O histórico voto da ministra Rosa Weber – defendendo a descriminalização do aborto e apontando que as mulheres foram “silenciadas” sobre o tema por décadas – cairá como uma bomba na sociedade brasileira.
Não serão só os seguidores mais radicais de Jair Bolsonaro que reclamarão.
Grande parte do segmento evangélico, hoje cerca de 31% dos brasileiros, tratará o voto como mais um movimento ideológico da corte, e não como uma decisão técnica sobre um tema de saúde pública. A Igreja Católica, também. Dom Odilo Scherer postou, logo após o voto, uma foto de Maria e Isabel juntas – Isabel com a mão na barriga de Maria e escrito: “Momento em que um FETO chamado João Batista reconheceu um EMBRIÃO chamado JESUS”.
É a coalizão religiosa entre católicos e evangélicos que vai se postar contra esse debate no Brasil.
O fato de Rosa Weber estar prestes a se aposentar do Supremo agrava a situação.

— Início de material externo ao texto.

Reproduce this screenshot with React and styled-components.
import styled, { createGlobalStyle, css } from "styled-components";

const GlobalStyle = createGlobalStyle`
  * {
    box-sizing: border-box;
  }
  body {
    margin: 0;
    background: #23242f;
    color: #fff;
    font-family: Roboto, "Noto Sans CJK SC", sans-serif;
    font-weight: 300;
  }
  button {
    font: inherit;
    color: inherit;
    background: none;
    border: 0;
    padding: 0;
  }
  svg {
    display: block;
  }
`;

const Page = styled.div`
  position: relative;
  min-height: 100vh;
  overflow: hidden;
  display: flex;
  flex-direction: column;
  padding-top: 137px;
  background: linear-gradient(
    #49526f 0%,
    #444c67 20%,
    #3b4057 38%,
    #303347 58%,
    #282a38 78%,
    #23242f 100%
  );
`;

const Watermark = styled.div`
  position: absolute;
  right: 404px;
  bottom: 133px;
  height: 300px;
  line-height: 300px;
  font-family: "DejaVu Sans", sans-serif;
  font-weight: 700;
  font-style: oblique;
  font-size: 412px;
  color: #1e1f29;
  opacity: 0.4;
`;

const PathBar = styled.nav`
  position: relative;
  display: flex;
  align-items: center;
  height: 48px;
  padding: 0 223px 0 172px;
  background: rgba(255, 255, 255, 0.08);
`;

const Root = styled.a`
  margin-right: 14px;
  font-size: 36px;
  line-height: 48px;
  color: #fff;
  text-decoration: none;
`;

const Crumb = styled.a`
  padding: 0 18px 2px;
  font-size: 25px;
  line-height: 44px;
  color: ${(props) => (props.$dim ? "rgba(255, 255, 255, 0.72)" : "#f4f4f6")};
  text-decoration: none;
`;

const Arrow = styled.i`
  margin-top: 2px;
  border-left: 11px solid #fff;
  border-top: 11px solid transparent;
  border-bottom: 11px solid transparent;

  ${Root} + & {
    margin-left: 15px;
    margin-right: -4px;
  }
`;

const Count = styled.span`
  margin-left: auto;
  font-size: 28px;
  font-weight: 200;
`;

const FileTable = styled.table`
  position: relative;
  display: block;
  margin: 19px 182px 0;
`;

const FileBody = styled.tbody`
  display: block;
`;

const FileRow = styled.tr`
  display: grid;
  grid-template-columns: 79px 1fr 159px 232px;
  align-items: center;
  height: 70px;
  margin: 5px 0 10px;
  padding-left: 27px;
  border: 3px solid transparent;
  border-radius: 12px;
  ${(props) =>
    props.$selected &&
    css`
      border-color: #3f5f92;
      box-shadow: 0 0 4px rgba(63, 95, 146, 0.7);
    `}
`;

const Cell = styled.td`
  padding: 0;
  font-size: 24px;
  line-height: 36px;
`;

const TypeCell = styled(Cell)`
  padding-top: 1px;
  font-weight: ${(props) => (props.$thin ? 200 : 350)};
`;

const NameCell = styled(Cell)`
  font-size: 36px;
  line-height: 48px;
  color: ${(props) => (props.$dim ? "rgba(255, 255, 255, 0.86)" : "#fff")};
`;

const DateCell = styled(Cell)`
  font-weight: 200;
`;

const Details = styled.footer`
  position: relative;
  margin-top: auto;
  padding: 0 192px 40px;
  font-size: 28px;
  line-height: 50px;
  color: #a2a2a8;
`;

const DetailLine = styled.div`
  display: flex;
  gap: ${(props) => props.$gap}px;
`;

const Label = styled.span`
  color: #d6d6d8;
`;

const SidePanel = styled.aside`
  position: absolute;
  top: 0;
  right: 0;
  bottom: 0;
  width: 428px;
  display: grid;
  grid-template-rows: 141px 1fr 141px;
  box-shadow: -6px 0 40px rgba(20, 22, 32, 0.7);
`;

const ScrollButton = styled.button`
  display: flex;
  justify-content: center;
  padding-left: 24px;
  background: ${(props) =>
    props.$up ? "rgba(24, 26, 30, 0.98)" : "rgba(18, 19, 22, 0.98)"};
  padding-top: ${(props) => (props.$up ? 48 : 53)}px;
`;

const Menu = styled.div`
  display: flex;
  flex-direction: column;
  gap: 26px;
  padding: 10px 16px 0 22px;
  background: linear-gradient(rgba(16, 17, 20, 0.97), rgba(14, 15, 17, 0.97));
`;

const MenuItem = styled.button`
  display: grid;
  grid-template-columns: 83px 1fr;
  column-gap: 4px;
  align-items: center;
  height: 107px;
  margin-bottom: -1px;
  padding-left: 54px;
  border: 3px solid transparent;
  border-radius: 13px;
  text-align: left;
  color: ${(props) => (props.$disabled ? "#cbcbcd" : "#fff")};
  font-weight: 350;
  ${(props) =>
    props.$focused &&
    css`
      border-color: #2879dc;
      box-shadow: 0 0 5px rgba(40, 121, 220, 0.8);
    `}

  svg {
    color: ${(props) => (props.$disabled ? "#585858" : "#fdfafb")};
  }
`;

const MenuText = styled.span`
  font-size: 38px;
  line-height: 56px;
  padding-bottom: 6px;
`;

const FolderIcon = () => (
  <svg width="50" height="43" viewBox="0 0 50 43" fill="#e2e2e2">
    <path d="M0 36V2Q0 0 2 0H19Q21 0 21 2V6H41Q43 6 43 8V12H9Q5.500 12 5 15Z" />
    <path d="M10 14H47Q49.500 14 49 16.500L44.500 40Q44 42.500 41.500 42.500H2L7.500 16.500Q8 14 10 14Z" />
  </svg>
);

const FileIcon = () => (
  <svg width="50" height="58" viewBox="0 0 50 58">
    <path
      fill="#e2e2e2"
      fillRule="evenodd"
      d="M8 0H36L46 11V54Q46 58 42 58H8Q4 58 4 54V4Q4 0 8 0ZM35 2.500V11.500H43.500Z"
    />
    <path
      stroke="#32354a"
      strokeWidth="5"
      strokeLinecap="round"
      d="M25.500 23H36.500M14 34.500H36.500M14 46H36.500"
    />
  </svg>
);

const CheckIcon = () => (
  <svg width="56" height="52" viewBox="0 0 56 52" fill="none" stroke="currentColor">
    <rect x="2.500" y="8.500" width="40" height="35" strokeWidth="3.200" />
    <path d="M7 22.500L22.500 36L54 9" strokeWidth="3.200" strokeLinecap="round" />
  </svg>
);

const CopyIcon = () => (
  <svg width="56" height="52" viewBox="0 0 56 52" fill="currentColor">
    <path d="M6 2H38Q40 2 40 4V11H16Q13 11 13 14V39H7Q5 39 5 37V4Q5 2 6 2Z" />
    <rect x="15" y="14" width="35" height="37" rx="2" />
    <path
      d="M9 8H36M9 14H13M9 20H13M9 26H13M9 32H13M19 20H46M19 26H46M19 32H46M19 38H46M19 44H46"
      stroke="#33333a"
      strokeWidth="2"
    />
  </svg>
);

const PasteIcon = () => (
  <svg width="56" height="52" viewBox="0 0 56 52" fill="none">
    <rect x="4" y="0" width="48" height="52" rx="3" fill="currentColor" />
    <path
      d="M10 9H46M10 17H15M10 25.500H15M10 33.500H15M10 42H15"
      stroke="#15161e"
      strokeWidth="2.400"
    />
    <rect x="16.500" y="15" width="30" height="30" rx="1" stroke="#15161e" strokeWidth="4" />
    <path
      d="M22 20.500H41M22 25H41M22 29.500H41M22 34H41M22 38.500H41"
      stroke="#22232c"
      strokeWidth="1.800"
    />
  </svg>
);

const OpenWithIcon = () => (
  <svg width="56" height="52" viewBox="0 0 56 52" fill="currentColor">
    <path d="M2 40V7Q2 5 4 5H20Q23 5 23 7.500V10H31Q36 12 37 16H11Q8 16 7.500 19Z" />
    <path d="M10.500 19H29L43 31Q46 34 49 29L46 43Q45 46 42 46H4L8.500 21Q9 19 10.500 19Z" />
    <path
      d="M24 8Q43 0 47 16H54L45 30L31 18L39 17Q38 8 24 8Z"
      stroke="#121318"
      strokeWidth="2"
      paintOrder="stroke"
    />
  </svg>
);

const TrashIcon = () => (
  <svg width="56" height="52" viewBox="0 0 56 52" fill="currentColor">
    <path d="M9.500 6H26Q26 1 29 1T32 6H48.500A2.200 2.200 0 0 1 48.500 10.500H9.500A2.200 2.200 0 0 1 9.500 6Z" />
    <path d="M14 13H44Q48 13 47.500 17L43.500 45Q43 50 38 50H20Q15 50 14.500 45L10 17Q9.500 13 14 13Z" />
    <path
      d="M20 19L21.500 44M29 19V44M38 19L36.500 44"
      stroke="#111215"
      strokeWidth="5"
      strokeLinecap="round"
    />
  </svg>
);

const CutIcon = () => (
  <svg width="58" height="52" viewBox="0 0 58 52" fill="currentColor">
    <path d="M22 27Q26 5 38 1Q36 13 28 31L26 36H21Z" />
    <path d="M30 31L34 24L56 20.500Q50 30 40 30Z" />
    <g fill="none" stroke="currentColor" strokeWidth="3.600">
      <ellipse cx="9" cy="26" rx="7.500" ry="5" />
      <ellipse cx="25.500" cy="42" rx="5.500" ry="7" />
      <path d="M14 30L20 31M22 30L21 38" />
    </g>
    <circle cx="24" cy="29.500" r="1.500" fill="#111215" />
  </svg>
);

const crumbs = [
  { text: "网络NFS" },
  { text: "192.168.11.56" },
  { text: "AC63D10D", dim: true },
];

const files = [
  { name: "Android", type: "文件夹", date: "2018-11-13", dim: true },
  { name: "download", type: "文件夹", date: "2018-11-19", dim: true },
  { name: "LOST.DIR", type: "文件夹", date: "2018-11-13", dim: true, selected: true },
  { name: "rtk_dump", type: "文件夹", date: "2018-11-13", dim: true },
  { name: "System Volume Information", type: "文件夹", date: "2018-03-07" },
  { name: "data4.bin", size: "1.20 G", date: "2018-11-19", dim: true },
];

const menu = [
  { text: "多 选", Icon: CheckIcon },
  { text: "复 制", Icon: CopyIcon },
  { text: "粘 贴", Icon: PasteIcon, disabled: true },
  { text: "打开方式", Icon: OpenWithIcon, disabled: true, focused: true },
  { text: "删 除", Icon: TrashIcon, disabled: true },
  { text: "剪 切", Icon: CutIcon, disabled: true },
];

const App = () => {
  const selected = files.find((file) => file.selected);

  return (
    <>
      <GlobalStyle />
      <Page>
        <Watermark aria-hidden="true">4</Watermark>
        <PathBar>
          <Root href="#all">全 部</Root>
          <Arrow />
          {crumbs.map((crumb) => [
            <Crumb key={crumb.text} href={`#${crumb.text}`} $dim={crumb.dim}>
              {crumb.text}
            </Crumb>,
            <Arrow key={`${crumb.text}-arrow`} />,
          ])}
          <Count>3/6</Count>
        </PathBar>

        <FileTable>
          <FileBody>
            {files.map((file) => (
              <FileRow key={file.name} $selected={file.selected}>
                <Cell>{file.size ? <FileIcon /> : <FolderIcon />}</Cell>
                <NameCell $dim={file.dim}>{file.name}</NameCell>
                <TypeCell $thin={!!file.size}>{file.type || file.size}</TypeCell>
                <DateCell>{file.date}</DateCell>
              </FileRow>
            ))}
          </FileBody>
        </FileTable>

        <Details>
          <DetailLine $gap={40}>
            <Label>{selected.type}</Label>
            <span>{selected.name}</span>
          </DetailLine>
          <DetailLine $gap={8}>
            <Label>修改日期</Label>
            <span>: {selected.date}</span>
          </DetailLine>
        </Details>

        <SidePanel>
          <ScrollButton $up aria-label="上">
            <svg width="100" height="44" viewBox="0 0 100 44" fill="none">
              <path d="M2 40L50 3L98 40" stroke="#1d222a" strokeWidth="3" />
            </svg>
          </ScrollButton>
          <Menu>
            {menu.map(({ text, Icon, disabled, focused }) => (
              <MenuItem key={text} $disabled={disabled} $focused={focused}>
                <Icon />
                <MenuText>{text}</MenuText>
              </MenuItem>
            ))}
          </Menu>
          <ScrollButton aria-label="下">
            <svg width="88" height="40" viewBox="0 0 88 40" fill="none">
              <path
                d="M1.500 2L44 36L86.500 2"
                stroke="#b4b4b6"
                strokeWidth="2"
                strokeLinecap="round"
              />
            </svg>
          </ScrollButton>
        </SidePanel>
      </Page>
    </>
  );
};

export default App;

A ministra deu um voto contundente sobre o histórico pensamento patriarcal brasileiro, que levou as mulheres a serem “subjugadas”, “excluídas da arena pública” e “tratadas à margem da sociedade”.
Sobre o aborto em si, Rosa Weber escreveu, ao votar a favor da descriminalização do aborto até a 12ª semana de gestação:
“A questão da criminalização [do aborto], portanto, da liberdade e da autonomia da mulher, em sua mais ampla expressão, pela interrupção da gravidez perdura por mais de setenta anos em nosso país. À época, enquanto titular da sujeição da incidência da tutela penal, a face coercitiva e interventiva mais extrema do Estado, nós mulheres não tivemos como expressar nossa voz na arena democrática. Fomos silenciadas!”
A magistrada referiu-se ao Código Penal de 1940 e repetiu:
“Na época, não tínhamos como nos expressar. Fomos silenciadas. [Isso] diz respeito à vida reprodutiva da mulher. Mais que isso, fala sobre o aspecto nuclear da conformação da sua autodeterminação, que é o projeto da maternidade”.
Rosa Weber ainda defendeu que “a criminalização do ato não se mostra como política estatal adequada para dirimir os problemas que envolvem o aborto”.
A ministra fez todas essas afirmações em ação movida pelo PSOL, um dos partidos brasileiros mais à esquerda do espectro político. Só de o pedido ser da legenda já será motivo de intenso debate.
Mas há ainda um outro problema que diz respeito ao julgamento e que será explorado pela extrema-direita brasileira, segundo apurou a coluna.
A descriminalização do aborto, um dos maiores tabus do conservadorismo brasileiro, deveria estar, na opinião deles, sendo debatido no plenário físico, e não no virtual.
É que só está acontecendo assim porque não há tempo hábil para Rosa Weber proferir o seu voto no plenário físico. Ela completa 75 anos no dia 28 de setembro, quando é obrigada a deixar a corte.
O voto foi o único contabilizado e o próximo presidente da corte, Luís Roberto Barroso, pediu destaque em seguida, travando a continuidade do processo no plenário virtual, mas com o voto de Rosa Weber já computado. O resto do debate, quando acontecer, será no plenário físico.
A extrema-direita vai alegar que houve açodamento, pressa, precipitação. Mas foi só o voto da Rosa Weber até agora.
Hoje, a legislação afirma que é legal fazer aborto apenas em caso de fetos anencéfalos, de gravidez resultado de estupro ou quando não há risco para a vida da gestante.
A liberação do aborto até o terceiro mês de gestação, se vencida a tese de Rosa Weber, será uma mudança gigantesca no ordenamento jurídico brasileiro. Já no meio político, tem esse potencial bombástico que levará a debates intermináveis, inflando a intrincada polarização brasileira.